-- begin DATA SHOWN --

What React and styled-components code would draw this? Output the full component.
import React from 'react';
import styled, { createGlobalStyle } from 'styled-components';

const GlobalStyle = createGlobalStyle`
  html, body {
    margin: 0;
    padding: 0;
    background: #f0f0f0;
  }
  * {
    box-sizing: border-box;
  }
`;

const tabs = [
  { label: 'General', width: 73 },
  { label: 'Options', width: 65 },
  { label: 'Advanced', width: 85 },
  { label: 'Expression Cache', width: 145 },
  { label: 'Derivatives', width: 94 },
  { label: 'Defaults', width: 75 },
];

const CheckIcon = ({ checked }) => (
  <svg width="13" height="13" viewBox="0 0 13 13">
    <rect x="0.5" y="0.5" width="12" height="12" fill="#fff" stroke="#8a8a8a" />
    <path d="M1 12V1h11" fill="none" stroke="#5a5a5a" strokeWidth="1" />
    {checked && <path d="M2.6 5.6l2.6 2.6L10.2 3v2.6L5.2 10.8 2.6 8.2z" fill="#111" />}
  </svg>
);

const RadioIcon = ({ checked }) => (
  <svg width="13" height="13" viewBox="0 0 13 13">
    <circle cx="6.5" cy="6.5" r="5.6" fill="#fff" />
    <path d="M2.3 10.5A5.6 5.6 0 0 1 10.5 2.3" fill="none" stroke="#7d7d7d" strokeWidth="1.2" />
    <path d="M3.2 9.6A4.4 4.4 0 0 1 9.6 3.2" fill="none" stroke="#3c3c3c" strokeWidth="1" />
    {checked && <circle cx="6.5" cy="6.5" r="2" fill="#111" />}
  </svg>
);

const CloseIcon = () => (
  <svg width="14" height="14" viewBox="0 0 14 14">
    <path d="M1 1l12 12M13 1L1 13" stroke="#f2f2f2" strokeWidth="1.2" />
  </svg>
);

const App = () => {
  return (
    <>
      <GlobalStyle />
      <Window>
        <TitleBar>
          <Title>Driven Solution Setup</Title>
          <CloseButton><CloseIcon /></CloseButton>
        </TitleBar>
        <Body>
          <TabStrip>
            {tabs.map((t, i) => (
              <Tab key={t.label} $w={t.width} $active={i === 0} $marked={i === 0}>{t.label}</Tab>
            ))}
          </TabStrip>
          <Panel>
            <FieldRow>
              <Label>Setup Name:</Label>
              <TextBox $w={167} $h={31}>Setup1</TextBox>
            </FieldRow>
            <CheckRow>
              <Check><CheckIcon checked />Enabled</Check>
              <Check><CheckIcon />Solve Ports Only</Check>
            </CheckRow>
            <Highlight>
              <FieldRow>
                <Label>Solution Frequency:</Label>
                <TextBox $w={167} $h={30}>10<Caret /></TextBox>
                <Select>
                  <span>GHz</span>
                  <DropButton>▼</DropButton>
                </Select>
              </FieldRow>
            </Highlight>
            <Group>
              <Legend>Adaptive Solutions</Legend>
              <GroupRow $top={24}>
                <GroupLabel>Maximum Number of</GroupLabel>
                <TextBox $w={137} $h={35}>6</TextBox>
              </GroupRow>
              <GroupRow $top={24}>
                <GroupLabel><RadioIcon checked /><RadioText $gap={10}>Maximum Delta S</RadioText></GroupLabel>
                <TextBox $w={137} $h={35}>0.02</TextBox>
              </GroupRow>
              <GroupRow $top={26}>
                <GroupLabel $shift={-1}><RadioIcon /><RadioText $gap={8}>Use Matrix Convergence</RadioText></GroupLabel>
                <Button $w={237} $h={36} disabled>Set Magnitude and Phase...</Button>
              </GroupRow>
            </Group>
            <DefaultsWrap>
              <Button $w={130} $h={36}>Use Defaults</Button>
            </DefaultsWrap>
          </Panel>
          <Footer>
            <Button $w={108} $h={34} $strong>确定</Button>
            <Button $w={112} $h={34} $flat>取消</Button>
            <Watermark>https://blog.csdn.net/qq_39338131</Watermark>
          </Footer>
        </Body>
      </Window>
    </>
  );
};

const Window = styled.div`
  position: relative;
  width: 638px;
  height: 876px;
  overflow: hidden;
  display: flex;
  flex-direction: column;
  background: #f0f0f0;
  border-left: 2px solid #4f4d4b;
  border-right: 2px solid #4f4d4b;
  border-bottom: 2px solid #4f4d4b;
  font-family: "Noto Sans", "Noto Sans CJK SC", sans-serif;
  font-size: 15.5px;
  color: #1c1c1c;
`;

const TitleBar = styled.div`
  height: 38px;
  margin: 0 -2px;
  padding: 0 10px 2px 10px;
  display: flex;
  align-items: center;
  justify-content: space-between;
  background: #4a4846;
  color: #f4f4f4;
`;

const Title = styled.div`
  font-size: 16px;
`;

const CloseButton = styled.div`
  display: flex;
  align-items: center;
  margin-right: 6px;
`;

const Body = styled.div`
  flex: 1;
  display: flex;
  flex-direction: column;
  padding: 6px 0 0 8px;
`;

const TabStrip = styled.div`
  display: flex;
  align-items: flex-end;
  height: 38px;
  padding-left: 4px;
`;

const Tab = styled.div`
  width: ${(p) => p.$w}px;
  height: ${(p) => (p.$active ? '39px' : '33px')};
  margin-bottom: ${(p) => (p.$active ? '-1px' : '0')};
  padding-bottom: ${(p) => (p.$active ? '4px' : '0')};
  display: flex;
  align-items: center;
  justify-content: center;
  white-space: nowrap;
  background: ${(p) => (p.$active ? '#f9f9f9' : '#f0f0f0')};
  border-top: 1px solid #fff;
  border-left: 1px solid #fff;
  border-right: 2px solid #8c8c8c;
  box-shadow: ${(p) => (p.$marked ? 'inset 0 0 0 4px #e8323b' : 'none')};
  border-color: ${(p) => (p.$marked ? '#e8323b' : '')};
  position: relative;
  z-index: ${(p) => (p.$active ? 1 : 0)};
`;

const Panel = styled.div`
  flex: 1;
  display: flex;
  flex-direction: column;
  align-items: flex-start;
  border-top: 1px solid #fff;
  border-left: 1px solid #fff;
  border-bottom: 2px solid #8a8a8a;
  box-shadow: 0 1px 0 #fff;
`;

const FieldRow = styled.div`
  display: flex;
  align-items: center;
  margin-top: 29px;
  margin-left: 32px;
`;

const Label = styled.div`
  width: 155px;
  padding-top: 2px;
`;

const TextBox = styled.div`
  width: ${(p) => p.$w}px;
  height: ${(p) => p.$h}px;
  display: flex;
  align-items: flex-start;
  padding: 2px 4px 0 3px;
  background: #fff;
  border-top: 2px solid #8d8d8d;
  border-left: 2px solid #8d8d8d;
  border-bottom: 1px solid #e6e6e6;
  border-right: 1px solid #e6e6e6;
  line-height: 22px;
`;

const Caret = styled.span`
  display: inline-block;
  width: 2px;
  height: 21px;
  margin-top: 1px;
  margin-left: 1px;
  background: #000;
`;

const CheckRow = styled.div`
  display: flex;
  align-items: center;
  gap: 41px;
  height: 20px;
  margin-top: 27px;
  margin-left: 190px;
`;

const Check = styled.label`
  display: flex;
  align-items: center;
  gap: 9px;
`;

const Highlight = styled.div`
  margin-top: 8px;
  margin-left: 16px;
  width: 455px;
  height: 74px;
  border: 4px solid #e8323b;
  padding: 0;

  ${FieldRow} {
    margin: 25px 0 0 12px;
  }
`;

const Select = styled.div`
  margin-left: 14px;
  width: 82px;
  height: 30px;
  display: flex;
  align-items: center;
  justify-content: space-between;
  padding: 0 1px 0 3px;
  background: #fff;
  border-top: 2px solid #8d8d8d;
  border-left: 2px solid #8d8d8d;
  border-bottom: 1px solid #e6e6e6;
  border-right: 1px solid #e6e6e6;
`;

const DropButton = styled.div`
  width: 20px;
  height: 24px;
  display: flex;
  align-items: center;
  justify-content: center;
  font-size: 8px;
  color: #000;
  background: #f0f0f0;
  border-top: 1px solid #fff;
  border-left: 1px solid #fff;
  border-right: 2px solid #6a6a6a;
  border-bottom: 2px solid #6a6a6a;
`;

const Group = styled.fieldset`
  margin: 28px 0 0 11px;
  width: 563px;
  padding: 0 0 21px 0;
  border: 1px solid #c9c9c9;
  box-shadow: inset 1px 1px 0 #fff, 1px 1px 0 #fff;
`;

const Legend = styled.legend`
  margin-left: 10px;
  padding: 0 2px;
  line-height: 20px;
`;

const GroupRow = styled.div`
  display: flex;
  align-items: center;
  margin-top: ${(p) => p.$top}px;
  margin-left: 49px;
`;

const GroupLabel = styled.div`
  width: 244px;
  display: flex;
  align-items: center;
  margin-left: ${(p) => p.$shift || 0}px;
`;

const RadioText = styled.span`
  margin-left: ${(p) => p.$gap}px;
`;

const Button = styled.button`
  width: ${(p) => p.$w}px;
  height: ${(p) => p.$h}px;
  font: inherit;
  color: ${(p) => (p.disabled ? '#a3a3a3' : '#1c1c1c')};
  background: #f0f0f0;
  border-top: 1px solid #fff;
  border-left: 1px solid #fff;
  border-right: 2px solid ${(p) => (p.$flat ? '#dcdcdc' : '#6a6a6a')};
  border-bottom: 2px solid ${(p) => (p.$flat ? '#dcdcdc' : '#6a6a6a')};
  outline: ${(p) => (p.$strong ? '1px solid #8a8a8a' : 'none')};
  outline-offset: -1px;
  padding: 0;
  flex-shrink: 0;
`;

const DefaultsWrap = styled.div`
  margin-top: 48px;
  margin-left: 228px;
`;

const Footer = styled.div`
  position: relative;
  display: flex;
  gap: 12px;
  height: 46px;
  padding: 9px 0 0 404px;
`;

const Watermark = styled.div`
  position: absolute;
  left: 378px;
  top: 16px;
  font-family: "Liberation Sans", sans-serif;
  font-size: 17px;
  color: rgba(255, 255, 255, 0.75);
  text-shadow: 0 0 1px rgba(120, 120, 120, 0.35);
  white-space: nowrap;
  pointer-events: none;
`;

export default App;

-- end DATA SHOWN --

■ WHAT IS BEING ASKED
Copy every line of the material in which the word "React" occurs.

■ OUTPUT BELOW
What React and styled-components code would draw this? Output the full component.
import React from 'react';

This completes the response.